Find out about their lives and how they changed the world

Saint John Houghton (1486–1535)

Saint John Houghton (1486–1535)

Feast day: October 25




Saint John Houghton graduated from the University of Cambridge with degrees in both civil law and canon law. He served as a parish priest for several years and then felt the call to become a Carthusian monk.

Saint John became the first person to oppose King Henry VIII’s Act of Supremacy, which proclaimed the king to be the supreme head of the English Church. At first, Saint John felt that he could sign the act in good conscience because it was modified to include the phrase “in so far as the law of God permits.” However, Parliament soon required everyone to sign the oath without the phrase that limited the king’s authority.

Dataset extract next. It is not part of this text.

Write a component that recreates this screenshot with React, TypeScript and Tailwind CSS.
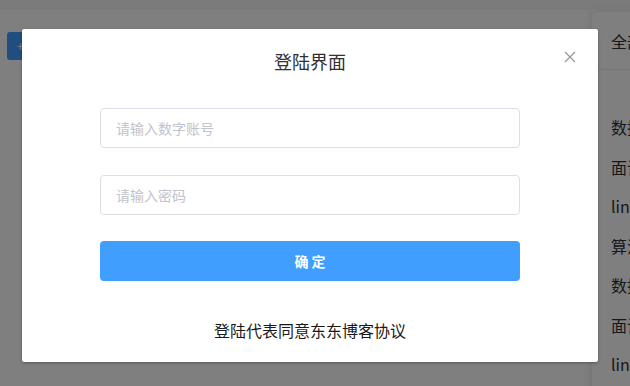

Saint John and his companions, Saint Robert Lawrence, and Saint Augustine Webster, reached out to the king’s chief minister, Thomas Cromwell, asking to exempt themselves and their monks from signing the Act of Supremacy. The monks were promptly arrested and locked in the Tower of London.

Saint John would not break his Carthusian vow of silence and refused to defend himself in court or sign the Act of Supremacy. He and his companions were found guilty of treason, and Saint John became the first person martyred during the Tudor persecutions.

Saint John Houghton and others who were martyred because they refused to recognize King Henry VIII as head of the Church of England became known as the Forty Martyrs of England and Wales.